Dans la phase judiciaire, l’évaluation immobilière est confiée à des experts agréés, dûment qualifiés et indépendants. A l’inverse, les agents de l’administration fiscale ne disposent ni d’une spécialisation adéquate, ni d’une reconnaissance légale pour estimer des valeurs immobilières. Aucun texte n’encadre ni ne légitime une telle compétence, ce qui remet en cause la validité juridique des décisions de taxation fondées sur leurs estimations.

Des garanties minimales pour des enjeux majeurs

Le principe de légalité fiscale exige transparence, prévisibilité et sécurité juridique.
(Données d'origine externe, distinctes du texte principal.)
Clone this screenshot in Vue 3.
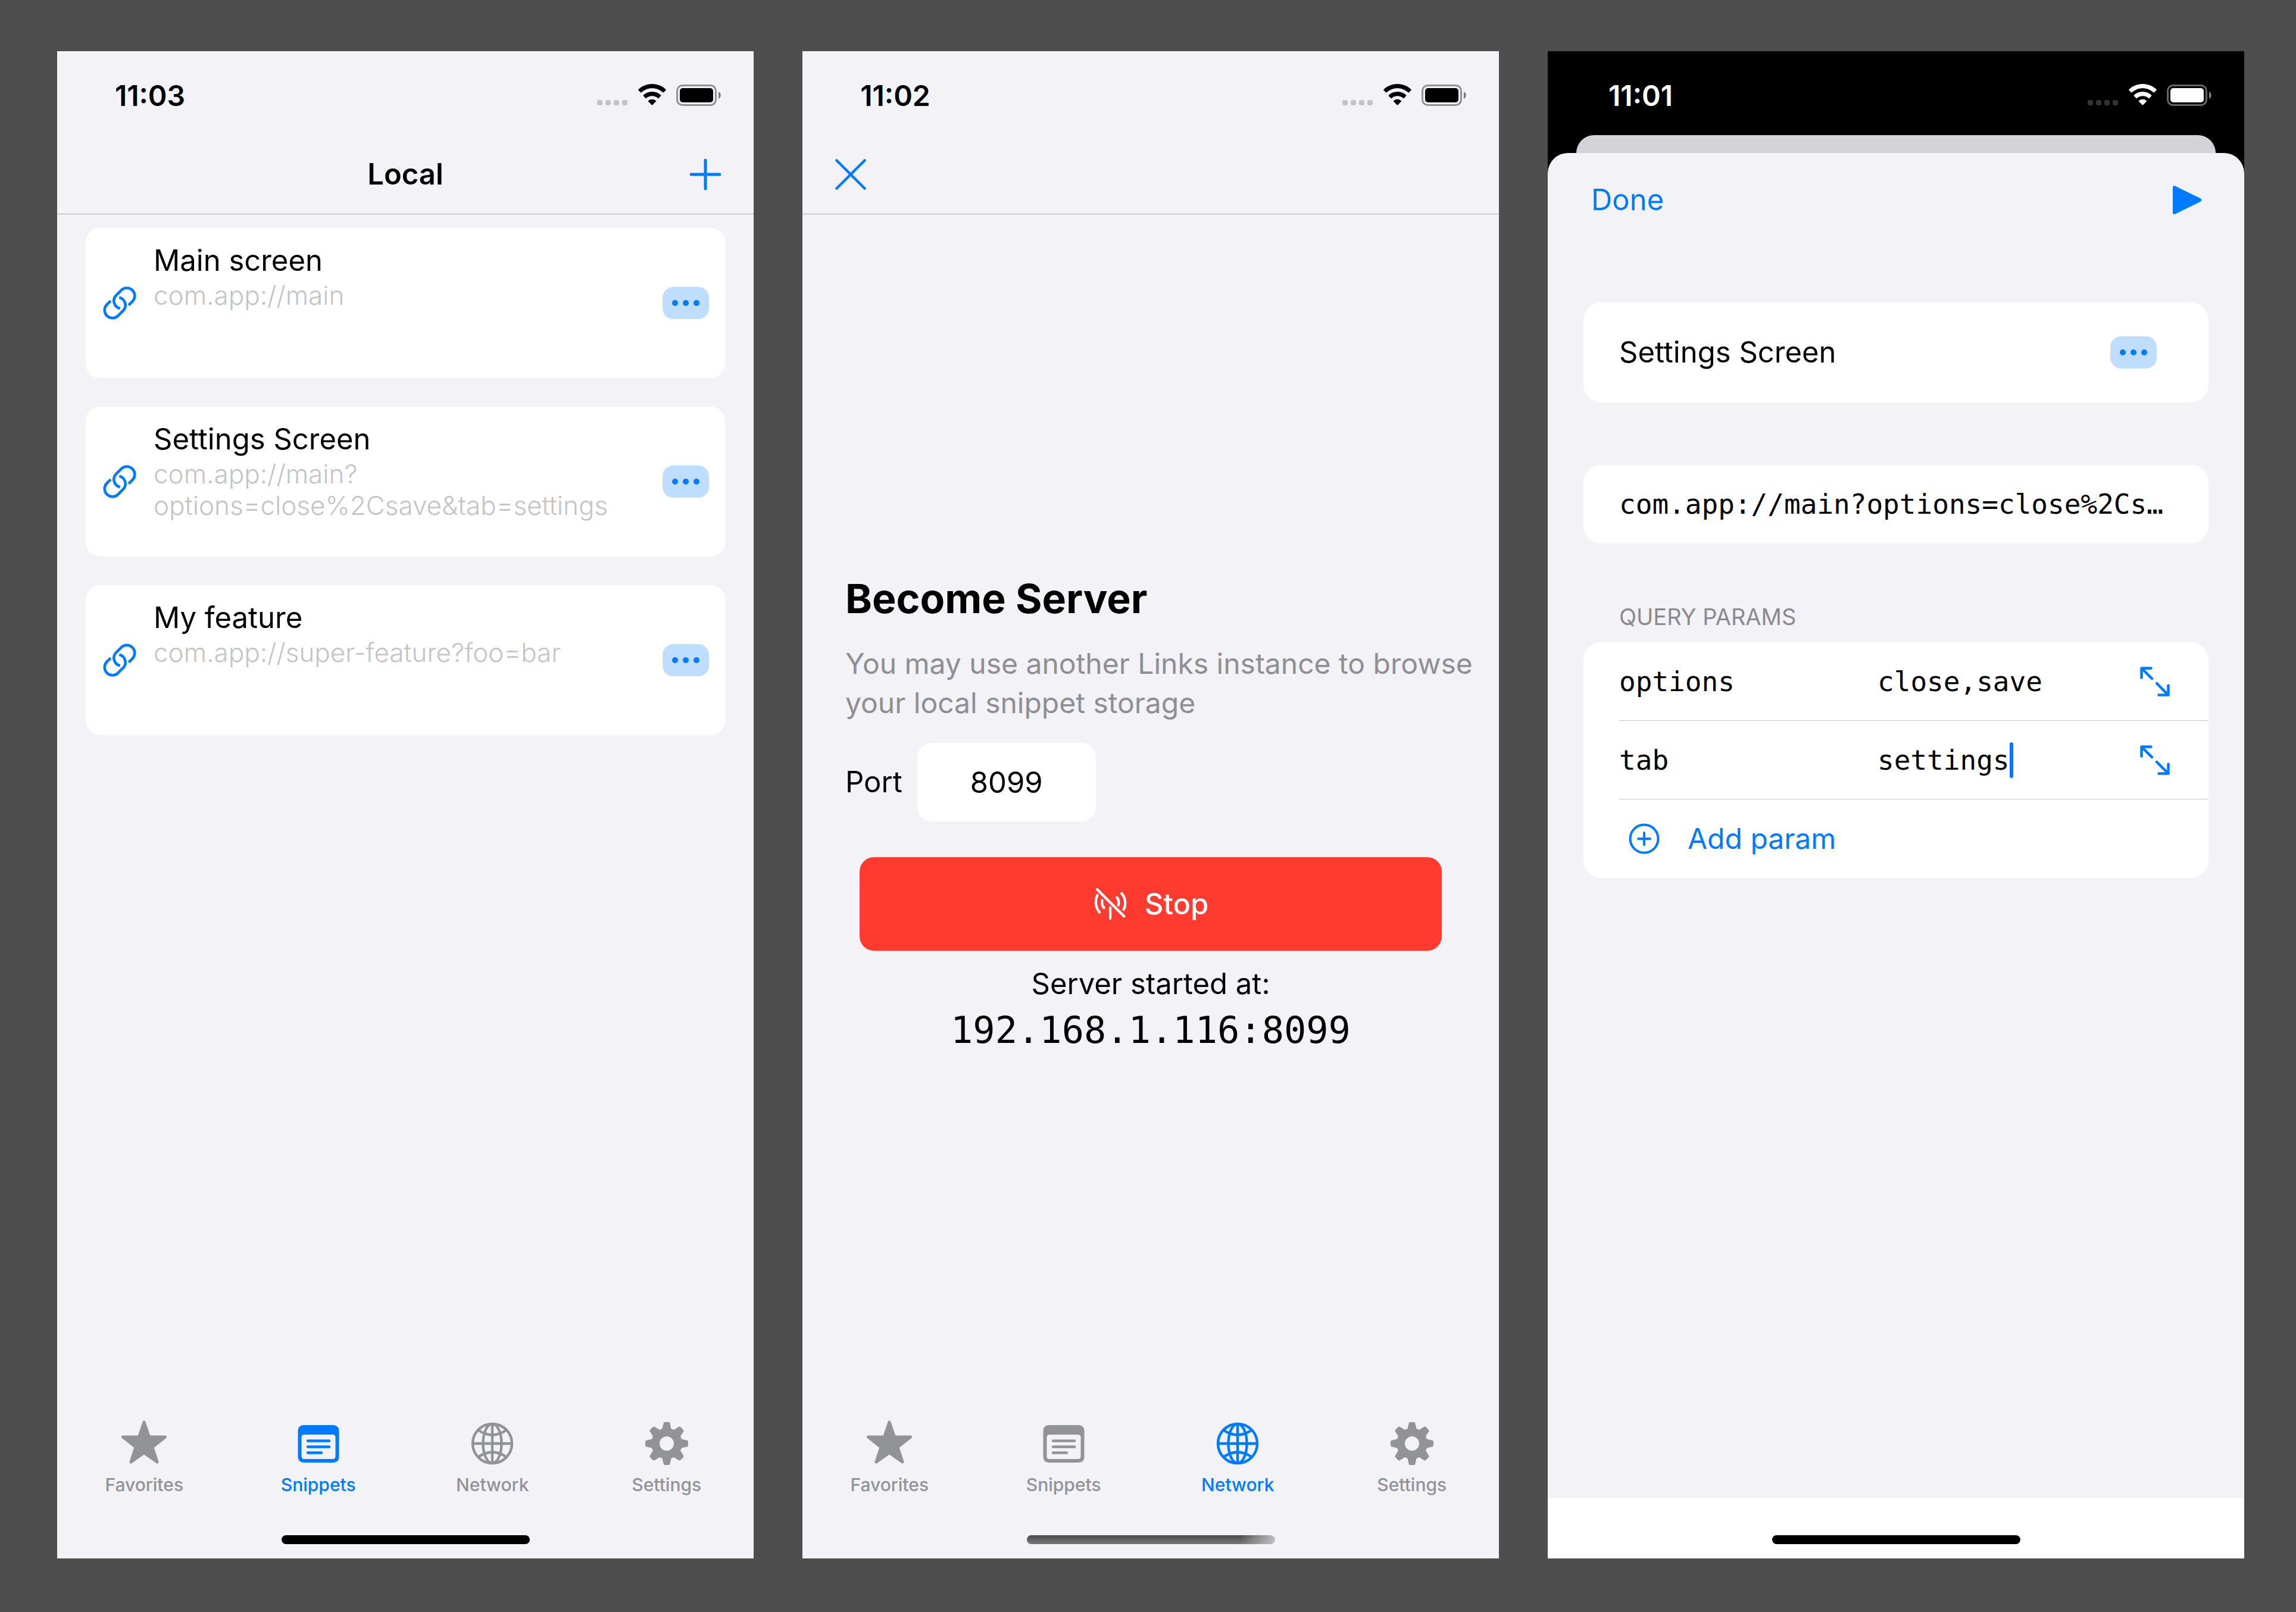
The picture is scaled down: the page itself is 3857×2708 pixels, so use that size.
<script setup>
import { ref } from 'vue'

const snippets = [
  { title: 'Main screen', lines: ['com.app://main'] },
  { title: 'Settings Screen', lines: ['com.app://main?', 'options=close%2Csave&tab=settings'] },
  { title: 'My feature', lines: ['com.app://super-feature?foo=bar'] },
]
const tabs = ['Favorites', 'Snippets', 'Network', 'Settings']
const phones = [
  { time: '11:03', active: 'Snippets', kind: 'local' },
  { time: '11:02', active: 'Network', kind: 'server' },
  { time: '11:01', active: '', kind: 'editor' },
]
const port = ref('8099')
const params = ref([
  { key: 'options', value: 'close,save', focused: false },
  { key: 'tab', value: 'settings', focused: true },
])
</script>

<template>
  <main class="board">
    <section v-for="phone in phones" :key="phone.kind" class="phone" :class="phone.kind">
      <header class="status">
        <time class="clock">{{ phone.time }}</time>
        <svg class="signals" viewBox="0 0 208 38" aria-hidden="true">
          <g class="dots">
            <rect v-for="n in 4" :key="n" :x="(n - 1) * 14" y="27" width="9" height="9" rx="3" />
          </g>
          <g fill="currentColor">
            <path d="M92.500 7.200C99.500 7.200 105.900 9.900 110.700 14.300C111.100 14.600 111.600 14.600 111.900 14.300L115.600 10.600C116 10.200 116 9.600 115.600 9.200C109.500 3.500 101.400 0 92.500 0S75.500 3.500 69.400 9.200C69 9.600 69 10.200 69.400 10.600L73.100 14.300C73.400 14.600 73.900 14.600 74.300 14.300C79.100 9.900 85.500 7.200 92.500 7.200Z" />
            <path d="M92.500 20.300C96.200 20.300 99.600 21.700 102.200 23.900C102.600 24.200 103.100 24.200 103.400 23.900L107.100 20.200C107.500 19.800 107.500 19.200 107.100 18.800C103.200 15.300 98.100 13.100 92.500 13.100S81.800 15.300 77.900 18.800C77.500 19.200 77.500 19.800 77.900 20.200L81.600 23.900C81.900 24.200 82.400 24.200 82.800 23.900C85.400 21.700 88.800 20.300 92.500 20.300Z" />
            <path d="M98.900 29.500C99.300 29.100 99.300 28.500 98.800 28.200C97.200 26.700 94.900 25.800 92.500 25.800S87.800 26.700 86.200 28.200C85.700 28.500 85.700 29.100 86.100 29.500L91.800 35.200C92.200 35.600 92.800 35.600 93.200 35.200Z" />
            <rect x="139" y="7" width="56" height="24" rx="5" />
            <path d="M204 13v12c5-2 5-10 0-12Z" opacity=".5" />
          </g>
          <rect x="134.500" y="2.500" width="65" height="33" rx="9" fill="none" stroke="currentColor" stroke-width="3" opacity=".4" />
        </svg>
      </header>

      <template v-if="phone.kind === 'local'">
        <nav class="navbar">
          <span></span>
          <h1>Local</h1>
          <button class="plain end" aria-label="Add snippet">
            <svg class="i52" viewBox="0 0 52 52"><path d="M26 2v48M2 26h48" stroke="currentColor" stroke-width="5" stroke-linecap="round" /></svg>
          </button>
        </nav>
        <div class="list">
          <article v-for="s in snippets" :key="s.title" class="card">
            <svg class="i56 blue" viewBox="0 0 56 56" fill="none" stroke="currentColor" stroke-width="4.600">
              <path d="M43 31.700L49.700 25.100A13.300 13.300 0 0 0 30.900 6.300L21.900 15.300A13.300 13.300 0 0 0 28.700 37.300" />
              <path d="M13 24.300L6.300 30.900A13.300 13.300 0 0 0 25.100 49.700L34.100 40.700A13.300 13.300 0 0 0 27.300 18.700" />
            </svg>
            <div class="text">
              <h2>{{ s.title }}</h2>
              <p v-for="l in s.lines" :key="l">{{ l }}</p>
            </div>
            <button class="more" aria-label="More"><i></i><i></i><i></i></button>
          </article>
        </div>
      </template>

      <template v-else-if="phone.kind === 'server'">
        <nav class="navbar">
          <button class="plain" aria-label="Close">
            <svg class="i52" viewBox="0 0 52 52"><path d="M2.500 2.500l47 47M49.500 2.500l-47 47" stroke="currentColor" stroke-width="4.500" stroke-linecap="round" /></svg>
          </button>
        </nav>
        <div class="become">
          <h2>Become Server</h2>
          <p class="hint">You may use another Links instance to browse your local snippet storage</p>
          <div class="port">
            <label for="port">Port</label>
            <input id="port" v-model="port" inputmode="numeric" />
          </div>
          <button class="stop">
            <svg viewBox="0 0 57 54" fill="none" stroke="currentColor" stroke-width="4.300" stroke-linecap="round">
              <path d="M7 2L52.300 47.300M29 32.500V51" />
              <path d="M7.200 12A27 27 0 0 0 11 40.500M15.500 20.500A14 14 0 0 0 18.500 33M40.300 15.500A14 14 0 0 1 42.500 28.500M48 8.500A25 25 0 0 1 51.500 36" />
            </svg>
            <span>Stop</span>
          </button>
          <p class="started">Server started at:</p>
          <p class="address">192.168.1.116:8099</p>
        </div>
      </template>

      <template v-else>
        <div class="behind"></div>
        <div class="sheet">
          <nav class="sheetbar">
            <button class="plain">Done</button>
            <button class="plain" aria-label="Run">
              <svg class="play" viewBox="0 0 50 50" fill="currentColor"><path d="M1 4Q1 0 5 1.500L47 22Q52 25 47 28L5 48.500Q1 50 1 46Z" /></svg>
            </button>
          </nav>
          <div class="group name">
            <span>Settings Screen</span>
            <button class="more" aria-label="More"><i></i><i></i><i></i></button>
          </div>
          <div class="group url">com.app://main?options=close%2Cs…</div>
          <h3>QUERY PARAMS</h3>
          <div class="group params">
            <div v-for="p in params" :key="p.key" class="param">
              <label :for="'value-' + p.key">{{ p.key }}</label>
              <div class="value">
                <input :id="'value-' + p.key" v-model="p.value" :style="{ width: p.value.length + 'ch' }" />
                <span v-if="p.focused" class="caret"></span>
              </div>
              <button class="plain" aria-label="Expand">
                <svg class="expand" viewBox="0 0 50 50" fill="none" stroke="currentColor" stroke-width="4.500" stroke-linecap="round" stroke-linejoin="round">
                  <path d="M2.500 18.500V2.500H18.500M4 4L20 20M47.500 31.500V47.500H31.500M46 46L28 28" />
                </svg>
              </button>
            </div>
            <button class="add">
              <svg class="i52" viewBox="0 0 52 52" fill="none" stroke="currentColor" stroke-width="4" stroke-linecap="round">
                <circle cx="26" cy="26" r="23.500" /><path d="M26 16v20M16 26h20" />
              </svg>
              <span>Add param</span>
            </button>
          </div>
        </div>
      </template>

      <footer class="tabs" v-if="phone.active">
        <button v-for="t in tabs" :key="t" class="tab" :class="{ on: t === phone.active }">
          <svg v-if="t === 'Favorites'" viewBox="0 0 78 78" fill="currentColor" stroke="currentColor" stroke-width="5" stroke-linejoin="round">
            <path d="M39 3L47.500 28H74.500L53 45L61 70L39 54.500L17 70L25 45L3.500 28H30.500Z" />
          </svg>
          <svg v-else-if="t === 'Snippets'" viewBox="0 0 78 78" fill="currentColor">
            <path fill-rule="evenodd" d="M15 8H63Q73.500 8 73.500 18.500V60.500Q73.500 71 63 71H15Q4.500 71 4.500 60.500V18.500Q4.500 8 15 8ZM15 24Q10.500 24 10.500 28.500V60.500Q10.500 65 15 65H63Q67.500 65 67.500 60.500V28.500Q67.500 24 63 24Z" />
            <path d="M21 34.500H57M21 44.500H57M21 54.500H44" stroke="currentColor" stroke-width="4.500" stroke-linecap="round" />
          </svg>
          <svg v-else-if="t === 'Network'" viewBox="0 0 78 78" fill="none" stroke="currentColor" stroke-width="4.400">
            <circle cx="39" cy="39" r="33" /><ellipse cx="39" cy="39" rx="15.500" ry="33" />
            <path d="M39 6V72M6 39H72M15.500 16.500Q39 32.500 62.500 16.500M15.500 61.500Q39 45.500 62.500 61.500" />
          </svg>
          <svg v-else viewBox="0 0 78 78" fill="currentColor">
            <path fill-rule="evenodd" d="M34 3.500Q39 2.200 44 3.500L46.500 14L51 15.900L60.200 10.200Q65 12.500 67.800 17.800L62.100 27L64 31.500L74.500 34Q75.800 39 74.500 44L64 46.500L62.100 51L67.800 60.200Q65 65.500 60.200 67.800L51 62.100L46.500 64L44 74.500Q39 75.800 34 74.500L31.500 64L27 62.100L17.800 67.800Q13 65.500 10.200 60.200L15.900 51L14 46.500L3.500 44Q2.200 39 3.500 34L14 31.500L15.900 27L10.200 17.800Q12.500 13 17.800 10.200L27 15.900L31.500 14ZM39 27A12 12 0 1 0 39 51A12 12 0 1 0 39 27Z" />
          </svg>
          <span>{{ t }}</span>
        </button>
      </footer>
      <div class="home"><span></span></div>
    </section>
  </main>
</template>

<style>
body { background: #4e4e4e; }
</style>

<style scoped>
.board {
  box-sizing: border-box;
  min-height: 100vh;
  display: flex;
  align-items: stretch;
  gap: 82px;
  padding: 86px 87px 90px 96px;
  background: #4e4e4e;
  font-family: Inter, "Noto Sans", sans-serif;
  font-size: 49px;
  line-height: 66px;
  color: #000;
}
.phone {
  flex: 1;
  min-width: 0;
  display: flex;
  flex-direction: column;
  background: #f2f2f7;
}
h1, h2, h3, p { margin: 0; font-size: inherit; font-weight: 400; }
button { font: inherit; border: 0; padding: 0; cursor: pointer; }
input { font: inherit; color: inherit; border: 0; padding: 0; outline: 0; min-width: 0; }
svg { display: block; flex: none; }
.plain { background: none; color: #007aff; }
.i52 { width: 52px; height: 52px; }
.i56 { width: 56px; height: 56px; }
.blue { color: #007aff; }

.status {
  height: 141px;
  display: flex;
  align-items: center;
  justify-content: space-between;
  padding-right: 55px;
  box-sizing: border-box;
}
.clock { width: 312px; text-align: center; font-size: 48px; font-weight: 600; padding-top: 8px; }
.signals { width: 208px; height: 38px; padding-top: 7px; }
.dots { fill: #c3c2c7; }

.navbar {
  height: 132px;
  display: grid;
  grid-template-columns: 1fr auto 1fr;
  align-items: center;
  padding: 0 55px;
  border-bottom: 1px solid #a9a8ad;
}
.navbar h1 { font-weight: 600; }
.navbar .plain { justify-self: start; }
.navbar .end { justify-self: end; }

.list { flex: 1; display: flex; flex-direction: column; gap: 48px; padding: 23px 48px; }
.card {
  height: 252px;
  box-sizing: border-box;
  display: flex;
  align-items: center;
  padding: 0 27px 0 29px;
  border-radius: 24px;
  background: #fff;
}
.text { flex: 1; align-self: flex-start; padding: 23px 0 0 29px; }
.text h2 { line-height: 64px; }
.text p { font-size: 44px; font-weight: 300; line-height: 53px; color: #c4c4c6; }
.more {
  width: 78px;
  height: 54px;
  display: flex;
  align-items: center;
  justify-content: center;
  gap: 8px;
  border-radius: 18px;
  background: #bfdeff;
}
.more i { width: 10px; height: 10px; border-radius: 50%; background: #007aff; }

.become { flex: 1; display: flex; flex-direction: column; align-items: stretch; padding: 600px 0 0 72px; }
.become h2 { font-size: 68px; font-weight: 700; line-height: 90px; }
.hint { margin-top: 32px; font-size: 48px; color: #8e8e93; }
.port { display: flex; align-items: center; gap: 25px; margin-top: 34px; }
.port input { width: 300px; height: 132px; box-sizing: border-box; border-radius: 24px; background: #fff; text-align: center; }
.stop {
  height: 157px;
  margin: 60px 96px 0 24px;
  display: flex;
  align-items: center;
  justify-content: center;
  gap: 30px;
  border-radius: 24px;
  background: #ff3b30;
  color: #fff;
  font-weight: 500;
}
.stop svg { width: 57px; height: 54px; }
.started, .address { margin-right: 72px; text-align: center; }
.started { margin-top: 23px; }
.address { font-family: "DejaVu Sans Mono", monospace; font-size: 62px; line-height: 84px; margin-top: 3px; }

.editor { background: #000; }
.editor .status { color: #fff; }
.editor .dots { fill: #333; }
.behind { height: 30px; margin: 0 48px; border-radius: 30px 30px 0 0; background: #d4d3d8; }
.sheet { flex: 1; border-radius: 34px 34px 0 0; background: #f2f2f7; padding: 0 60px; }
.sheetbar { height: 158px; display: flex; align-items: center; justify-content: space-between; padding: 0 11px 0 13px; }
.play { width: 50px; height: 50px; }
.group { box-sizing: border-box; border-radius: 30px; background: #fff; }
.name { height: 168px; display: flex; align-items: center; justify-content: space-between; margin-top: 93px; padding: 0 87px 0 60px; }
.url { margin-top: 105px; height: 132px; padding-left: 60px; line-height: 132px; white-space: nowrap; }
.url, .param { font-family: "DejaVu Sans Mono", monospace; font-size: 46px; }
h3 { margin: 90px 0 10px 60px; font-size: 38px; color: #8a8a8e; }
.params { padding-left: 60px; }
.param { height: 131px; display: flex; align-items: center; border-bottom: 1px solid #c6c6c8; padding-right: 65px; }
.param label { width: 434px; }
.value { flex: 1; display: flex; align-items: center; }
.caret { width: 6px; height: 60px; border-radius: 3px; background: #007aff; }
.expand { width: 50px; height: 50px; }
.add { width: 100%; height: 132px; display: flex; align-items: center; gap: 47px; padding-left: 16px; background: none; color: #007aff; font-size: 48px; }

.tabs { display: flex; padding-bottom: 4px; }
.tab { flex: 1; display: flex; flex-direction: column; align-items: center; background: none; color: #929397; font-size: 30px; font-weight: 500; line-height: 36px; gap: 12px; }
.tab.on { color: #007aff; }
.tab svg { width: 78px; height: 78px; }
.home { display: flex; justify-content: center; align-items: flex-end; height: 102px; box-sizing: border-box; padding-bottom: 24px; }
.home span { width: 417px; height: 15px; border-radius: 8px; background: #000; }
.server .home span { background: linear-gradient(90deg, transparent 86%, #c0c0c0), linear-gradient(#4a4a4a, #7a7879); }
.editor .home { background: #fff; }
</style>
Ces exigences ne sont pas remplies dans la mise en œuvre actuelle de l’impôt sur la fortune immobilière.

Le contribuable est placé dans une position d’incertitude permanente : il doit déclarer sans savoir comment, et contester sans pouvoir discuter le fond de l’évaluation.

Il est donc urgent d’instaurer un cadre clair, fondé sur des indicateurs de marché reconnus, une méthodologie accessible et un véritable droit au recours sur les éléments substantiels, notamment la valeur du patrimoine estimé.

Au final, l’exception ne doit pas devenir la règle

L’impôt sur la fortune immobilière pourrait constituer un instrument de justice fiscale et de contribution équitable. Mais dans sa configuration actuelle, il devient un terrain propice à la contestation et à la rupture de confiance entre l’administration et les citoyens. Sans réforme, il risque d’aggraver le sentiment d’insécurité juridique dans un contexte où la relation entre l’Etat et le contribuable est déjà marquée par la défiance.

N.B. : L’opinion émise dans cette tribune n’engage que son auteur. Elle est l’expression d’un point de vue personnel.